This is an attempt to build a sentiment classifier for movie reviews. We’ll create a binary linear classifier that reads reviews, like you’d see on Rotten Tomatoes, and predicts whether the sentiment is positive or negative.

The goal is to classify given movie reviews as “positive” or “negative” using a simple text classification system built from scratch.

Preparation

import random
from typing import Callable, Dict, List, Tuple, TypeVar, DefaultDict
from util import *

FeatureVector = Dict[str, int]
WeightVector = Dict[str, float]
Example = Tuple[FeatureVector, int]

Binary Classification

def extractWordFeatures(x: str) -> FeatureVector:
    """
    Extract word features for a string x. Words are delimited by
    whitespace characters only.
    @param string x:
    @return dict: feature vector representation of x.
    Example: "I am what I am" --> {'I': 2, 'am': 2, 'what': 1}
    """
    import string

    # Convert the review to lowercase
    x = x.lower()

    # Remove punctuation from the text
    x = x.translate(str.maketrans("", "", string.punctuation))

    # Tokenize the text (split into words)
    words = x.split()

    # Create an empty dictionary to store word features
    word_features = {}

    # Iterate through the words and add them to the dictionary with their counts
    for word in words:
        if word in word_features:
            word_features[word] += 1
        else:
            word_features[word] = 1

    return word_features

Stochastic Gradient Descent

T = TypeVar("T")


def learnPredictor(
    trainExamples: List[Tuple[T, int]],
    validationExamples: List[Tuple[T, int]],
    featureExtractor: Callable[[T], FeatureVector],
    numEpochs: int,
    eta: float,
) -> WeightVector:
    
    weights = {}  # feature => weight

    def dotProduct(d1, d2):
        """
        @param dict d1: a feature vector represented by a mapping from a feature (string) to a weight (float).
        @param dict d2: same as d1
        @return float: the dot product between d1 and d2
        """
        if len(d1) < len(d2):
            return dotProduct(d2, d1)
        else:
            return sum(d1.get(f, 0) * v for f, v in d2.items())

    weights = {}  # feature => weight

    for epoch in range(numEpochs):
        for x, y in trainExamples:
            phi = featureExtractor(x)
            dot_prod = dotProduct(weights, phi)

            if y * dot_prod <= 1:
                for feature in phi:
                    if feature not in weights:
                        weights[feature] = 0
                    weights[feature] += eta * y * phi[feature]

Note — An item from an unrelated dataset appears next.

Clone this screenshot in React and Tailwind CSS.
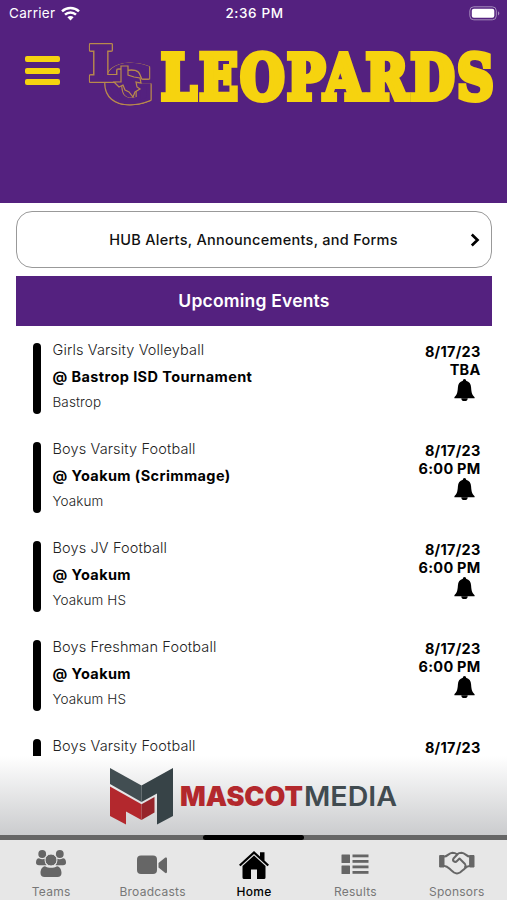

        train_error = evaluatePredictor(
            trainExamples,
            lambda x: 1 if dotProduct(featureExtractor(x), weights) >= 0 else -1,
        )
        validation_error = evaluatePredictor(
            validationExamples,
            lambda x: 1 if dotProduct(featureExtractor(x), weights) >= 0 else -1,
        )

        print(
            f"Epoch {epoch + 1}: Training error {train_error}, Validation error {validation_error}"
        )

    return weights

Toy Dataset

Create a toy dataset using the generateExample function as a test case for learnPredictor.

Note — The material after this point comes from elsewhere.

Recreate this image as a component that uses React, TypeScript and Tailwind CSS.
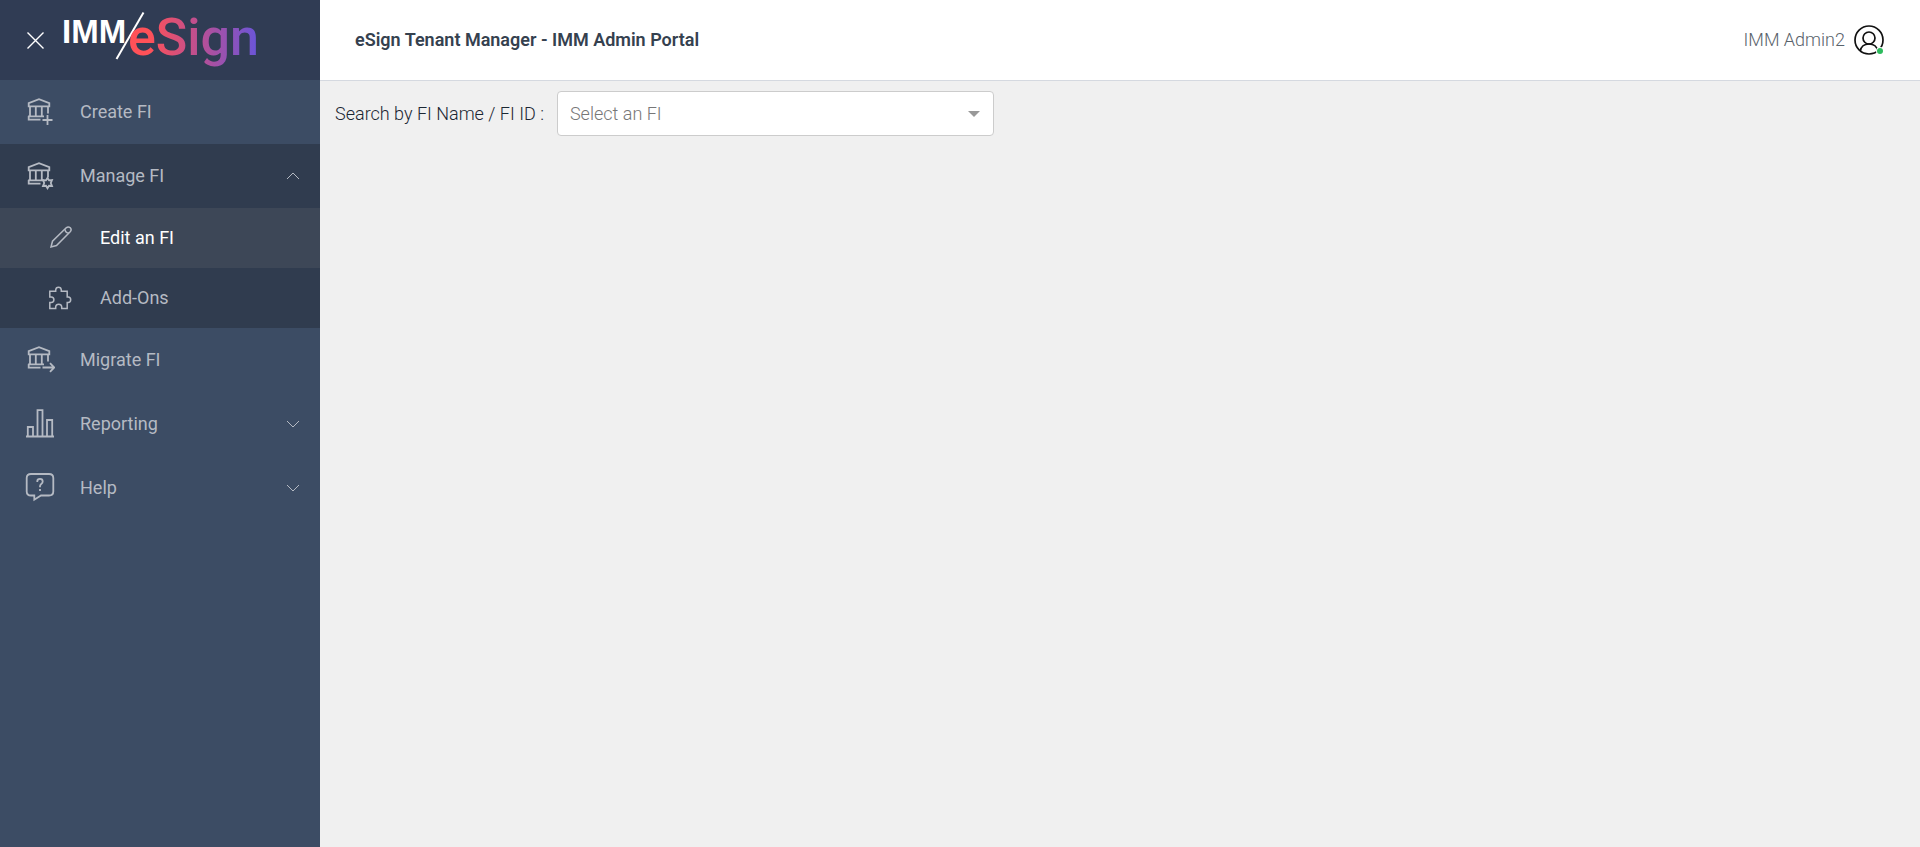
import type { ReactNode } from 'react';

const stroke = {
  fill: 'none',
  stroke: 'currentColor',
  strokeWidth: 1.8,
} as const;

function Bank({ children }: { children: ReactNode }) {
  return (
    <svg width="30" height="30" viewBox="0 0 30 30" {...stroke} aria-hidden="true">
      <path d="M3.7 9.3V6.2L14 2.2L24.3 6.2V9.3Z" />
      <path d="M5 10V19M10.8 10V19M16.8 10V19M23 10V16.5" />
      <path d="M3 19.3H19M3.7 19V22.7H15.5" />
      {children}
    </svg>
  );
}

function CreateIcon() {
  return (
    <Bank>
      <path d="M22.5 18V28M17.5 23H27.5" />
    </Bank>
  );
}

function ManageIcon() {
  return (
    <Bank>
      <path d="M22.5 17L24 19.3L27 19L25.8 22L27 25L24 24.8L22.5 27.3L21 24.8L18 25L19.2 22L18 19L21 19.3Z" />
    </Bank>
  );
}

function MigrateIcon() {
  return (
    <Bank>
      <path d="M17.5 22.5H29M25 18.2L29.2 22.5L25 26.8" />
    </Bank>
  );
}

function ReportingIcon() {
  return (
    <svg width="30" height="30" viewBox="0 0 30 30" {...stroke} aria-hidden="true">
      <path d="M1 27.5H29M2.8 27.5V18H8V27.5M12.5 27.5V1.2H17.5V27.5M22 27.5V11H27.2V27.5" />
    </svg>
  );
}

function HelpIcon() {
  return (
    <svg width="30" height="30" viewBox="0 0 30 30" {...stroke} aria-hidden="true">
      <path d="M6 1H24Q28.3 1 28.3 5V18.5Q28.3 22.5 24 22.5H16L9.3 26.7V22.5H6Q1.7 22.5 1.7 18.5V5Q1.7 1 6 1Z" />
      <path d="M12.3 9V8.3Q12.3 5.9 15 5.9Q17.7 5.9 17.7 8.4Q17.7 9.9 16.2 11Q15 11.9 15 13.6V14.2M15 16V18" />
    </svg>
  );
}

function PencilIcon() {
  return (
    <svg width="24" height="24" viewBox="0 0 24 24" {...stroke} strokeWidth="1.5" aria-hidden="true">
      <path d="M3 21L4.5 15.2L18.2 1.8Q20.3 .1 22.3 1.8Q24 3.8 22.2 5.8L8.5 19.5Z" />
      <path d="M17 3.2Q17.2 6.8 20.9 7.1" />
    </svg>
  );
}

function PuzzleIcon() {
  return (
    <svg width="24" height="24" viewBox="0 0 24 24" {...stroke} strokeWidth="1.5" aria-hidden="true">
      <path d="M1.8 5.3H7.7V4Q7.9 1.3 10.5 1.3Q13.1 1.3 13.3 4V5.3H19.2V11H20.2Q22.7 11.2 22.7 13.7Q22.7 16.2 20.2 16.4H19.2V22.6H13.7V20.7Q13.4 18.3 10.7 18.3Q8 18.3 7.7 20.7V22.6H1.8V16.4H3.2Q5.9 16.2 5.9 13.7Q5.9 11.2 3.2 11H1.8Z" />
    </svg>
  );
}

function Chevron({ open }: { open?: boolean }) {
  return (
    <svg width="14" height="8" viewBox="0 0 14 8" fill="none" stroke="currentColor" aria-hidden="true">
      <path d={open ? 'M1 7L7 1L13 7' : 'M1 1L7 7L13 1'} />
    </svg>
  );
}

function Logo() {
  return (
    <svg width="220" height="80" viewBox="0 0 220 80" role="img" aria-label="IMM eSign">
      <defs>
        <linearGradient id="brand" x1="76" x2="203" y1="0" y2="0" gradientUnits="userSpaceOnUse">
          <stop offset="0.15" stopColor="#ff5158" />
          <stop offset="0.55" stopColor="#b94f94" />
          <stop offset="1" stopColor="#6b55d8" />
        </linearGradient>
      </defs>
      <text x="8" y="43" fill="#fff" className="font-['Liberation_Sans',sans-serif] text-[33px] font-bold">IMM</text>
      <path d="M62.5 59L89.5 12.5" stroke="#fff" strokeWidth="2" />
      <text x="74" y="55" fill="url(#brand)" className="font-['Roboto',sans-serif] text-[52px] font-medium">eSign</text>
    </svg>
  );
}

function NavItem({ icon, label, open, expandable }: { icon: ReactNode; label: string; open?: boolean; expandable?: boolean }) {
  const className = `flex h-16 w-full items-center pl-[25px] pr-5 text-left ${open ? 'bg-[#303c4f]' : ''}`;
  const content = (
    <>
      {icon}
      <span className="ml-[25px] flex-1">{label}</span>
      {expandable && <Chevron open={open} />}
    </>
  );

  return expandable ? (
    <button type="button" aria-expanded={!!open} className={className}>{content}</button>
  ) : (
    <a href="#" className={className}>{content}</a>
  );
}

function SubItem({ icon, label, active }: { icon: ReactNode; label: string; active?: boolean }) {
  return (
    <a href="#" className={`flex h-15 items-center pl-12 ${active ? 'bg-[#3d4757]' : 'bg-[#303c4f]'}`}>
      {icon}
      <span className={`ml-7 ${active ? 'text-white' : ''}`}>{label}</span>
    </a>
  );
}

function Sidebar() {
  return (
    <aside className="w-80 shrink-0 bg-[#3c4c64] text-[#b5bac3]">
      <div className="flex h-20 items-center bg-[#303c54] pl-[27px]">
        <button type="button" aria-label="Close menu" className="mr-[10px] text-white">
          <svg width="17" height="17" viewBox="0 0 17 17" stroke="currentColor" strokeWidth="1.4" aria-hidden="true">
            <path d="M.5 .5L16.5 16.5M16.5 .5L.5 16.5" />
          </svg>
        </button>
        <Logo />
      </div>
      <nav>
        <NavItem icon={<CreateIcon />} label="Create FI" />
        <NavItem icon={<ManageIcon />} label="Manage FI" expandable open />
        <SubItem icon={<PencilIcon />} label="Edit an FI" active />
        <SubItem icon={<PuzzleIcon />} label="Add-Ons" />
        <NavItem icon={<MigrateIcon />} label="Migrate FI" />
        <NavItem icon={<ReportingIcon />} label="Reporting" expandable />
        <NavItem icon={<HelpIcon />} label="Help" expandable />
      </nav>
    </aside>
  );
}

function Header() {
  return (
    <header className="flex h-[81px] items-center justify-between border-b border-[#d5d9e0] bg-white pl-[35px] pr-9">
      <h1 className="font-semibold text-[#35414f]">eSign Tenant Manager - IMM Admin Portal</h1>
      <button type="button" className="flex items-center gap-[9px] font-light text-[#59626b]">
        IMM Admin2
        <svg width="30" height="30" viewBox="0 0 30 30" fill="none" stroke="#111" strokeWidth="1.7" aria-hidden="true">
          <circle cx="15" cy="15" r="14" />
          <circle cx="15" cy="13" r="6" />
          <path d="M6.3 26Q7.5 19 15 19Q22.5 19 23.7 26" />
          <circle cx="26" cy="26" r="4" fill="#fff" stroke="none" />
          <circle cx="26" cy="26" r="3" fill="#2dbb5d" stroke="none" />
        </svg>
      </button>
    </header>
  );
}

export default function App() {
  return (
    <div className="flex min-h-screen bg-[#f0f0f0] font-['Roboto',sans-serif] text-lg">
      <Sidebar />
      <div className="flex-1">
        <Header />
        <main className="flex items-center px-[15px] pt-[10px]">
          <label htmlFor="fi" className="font-light text-[#1b2733]">Search by FI Name / FI ID :</label>
          <div className="ml-[13px] grid w-[437px] items-center">
            <select
              id="fi"
              defaultValue=""
              className="col-start-1 row-start-1 h-[45px] appearance-none rounded border border-[#ccc] bg-white px-3 font-light text-[#777]"
            >
              <option value="">Select an FI</option>
            </select>
            <svg className="pointer-events-none col-start-1 row-start-1 mr-[14px] justify-self-end" width="12" height="6" viewBox="0 0 12 6" fill="#999" aria-hidden="true">
              <path d="M0 0H12L6 6Z" />
            </svg>
          </div>
        </main>
      </div>
    </div>
  );
}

def generateDataset(numExamples: int, weights: WeightVector) -> List[Example]:
    
    def generateExample() -> Tuple[Dict[str, int], int]:
        phi = None
        y = None
        while True:
            phi = {}
            for key in weights.keys():
                if (
                    random.random() < 0.5
                ):  # Randomly select a subset of keys from weights
                    phi[key] = random.randint(
                        -10, 10
                    )  # Assign random integer values to the selected keys

            score = dotProduct(phi, weights)
            if score != 0:
                break

        y = 1 if score >= 0 else -1

        # Test that the randomly generated example coincides with the given weights
        predicted_y = 1 if dotProduct(weights, phi) >= 0 else -1
        assert (
            predicted_y == y
        ), f"Predicted label {predicted_y} does not match the generated label {y}"

        return (phi, y)

    return [generateExample() for _ in range(numExamples)]

Character N-gram Features

Some additional feature extraction to handle edge cases.

def extractCharacterFeatures(n: int) -> Callable[[str], FeatureVector]:

    def extract(x):
        x = x.replace(" ", "")  # Remove spaces from the input string
        features = {}

        # Iterate through the string and count the occurrences of each n-gram
        for i in range(len(x) - n + 1):
            ngram = x[i : i + n]
            if ngram in features:
                features[ngram] += 1
            else:
                features[ngram] = 1

        return features

    return extract

Testing Different Values of N

Finally, a test function to evaluate different values of n for extractCharacterFeatures.

def testValuesOfN(n: int):
    trainExamples = readExamples("polarity.train")
    validationExamples = readExamples("polarity.dev")
    featureExtractor = extractCharacterFeatures(n)
    weights = learnPredictor(
        trainExamples, validationExamples, featureExtractor, numEpochs=20, eta=0.01
    )
    outputWeights(weights, "weights")
    outputErrorAnalysis(
        validationExamples, featureExtractor, weights, "error-analysis"
    )  # Use this to debug
    trainError = evaluatePredictor(
        trainExamples,
        lambda x: (1 if dotProduct(featureExtractor(x), weights) >= 0 else -1),
    )
    validationError = evaluatePredictor(
        validationExamples,
        lambda x: (1 if dotProduct(featureExtractor(x), weights) >= 0 else -1),
    )
    print(
        (
            "Official: train error = %s, validation error = %s"
            % (trainError, validationError)
        )
    )